Bahkan saya melihat antsuaisame yang cukup tinggi, tentu
tetap mematuhi protokol Kesehatan. Setiap Masjid dan tempat sholat Ied, hanya
diperbolehkan menampun 50 persen dari kapasitas yang ada.
Setelah melakukan sholat Ied, kami dan keluarga, juga
anggota Ikawangi Kota Kupang berajangsana seperti di kampung halaman. Tradisi
ini terus terpelihara, dari kaum muda mengunjugi yang tua dan saling
bermaaf-maafan.
Sajian Ketupat dan lepet, juga bisa ditemui pada hari raya
pertama sebagimana tradisi di Banyuwangi.
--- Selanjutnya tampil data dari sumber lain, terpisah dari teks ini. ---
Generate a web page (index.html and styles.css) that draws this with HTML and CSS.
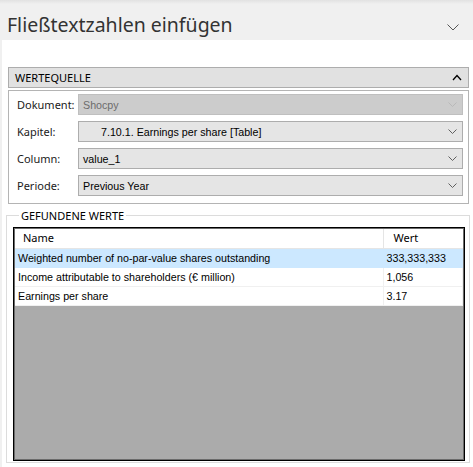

Kue-kue yang disuguhkan, juga sama
dengan kue-kue yang ditemui pada sat lebaran di Banyuwangi.
Praktis susananya tidak jauh berbeda, hanya keluarga dekat
dan teman sepermainan saja yang tidak bisa ditemui. Selain silaturahim, atau
unjung-unjung ke sama anggota Ikawangi, kami juga silaturahim ke sasam rantau
dari pulau Jawa.
Tradisi mereka tidak jauh berbeda dengan di Banyuwangi,
keramahan menyambut tamu dengan berbagai suguhan makanan juga ditemui ke
keluarga Jawa di Kota Kupang.
Keterangan Gambar : Silaturahim
dilanjut ke Warung Assalam, juga milik warga Banyuwangi di Kupang NTT. (Foto:
Guntur Puji Utomo)
Pada hari ketiga Lebaran, kami dan warga Ikawangi Kupang,
juga melakukan rekreasi atau “ngelencer” ke tempat-tempat wisata bersama
keluarga. Tentu bagian dari wisata tersebut, kami berburu kuliner khas
Banyuwangi, yaitu Rujak Soto,
Warung Rujak Soto satu-satunya di Kupang ini, milik Kang
Timbul asal Songgon, Banyuwangi. Jaraknya reltif jauh dari tempat tinggal saya,
yaitu sejauh 30 kilometer. Namun atas nama kerinduan terhadap makanan khas
Banyuwangi, jarak itu tidak menjadi masalah.
Kelebihan makan Rujak Soto di Warung Kang Timbul ini,
selain bisa merasakan masakan yang langka dan sulit di dapat di Kota Kupang,
juga sekaligus silaturahim dengan warga Banyuwangi.
Pembeli Rujak Soto ini, kebanyakan warga Banyuwangi yang
tinggal di Kota Kupang dan Kabupaten Kupang NTT. Meskipun demikian, banyak juga
warga non Banyuwangi yang memang senang dengan kuliner khas Banyuwangi.
Sebagi Humas Ikawangi Kota Kupang, saya tidak asing lagi
dengan saudara-saduara Banyuwangi yang sedang “andok” di Warung Kang Timbul.
Menjelang sore, silaturahim dilanjutkan ke Warung Assalam,
dengan menu Ikan Bakar. Warung milik orang Banyuwangi ini, sekarang mulai
bangkit setelah menjadi korban banjir bandang sebulan lalu.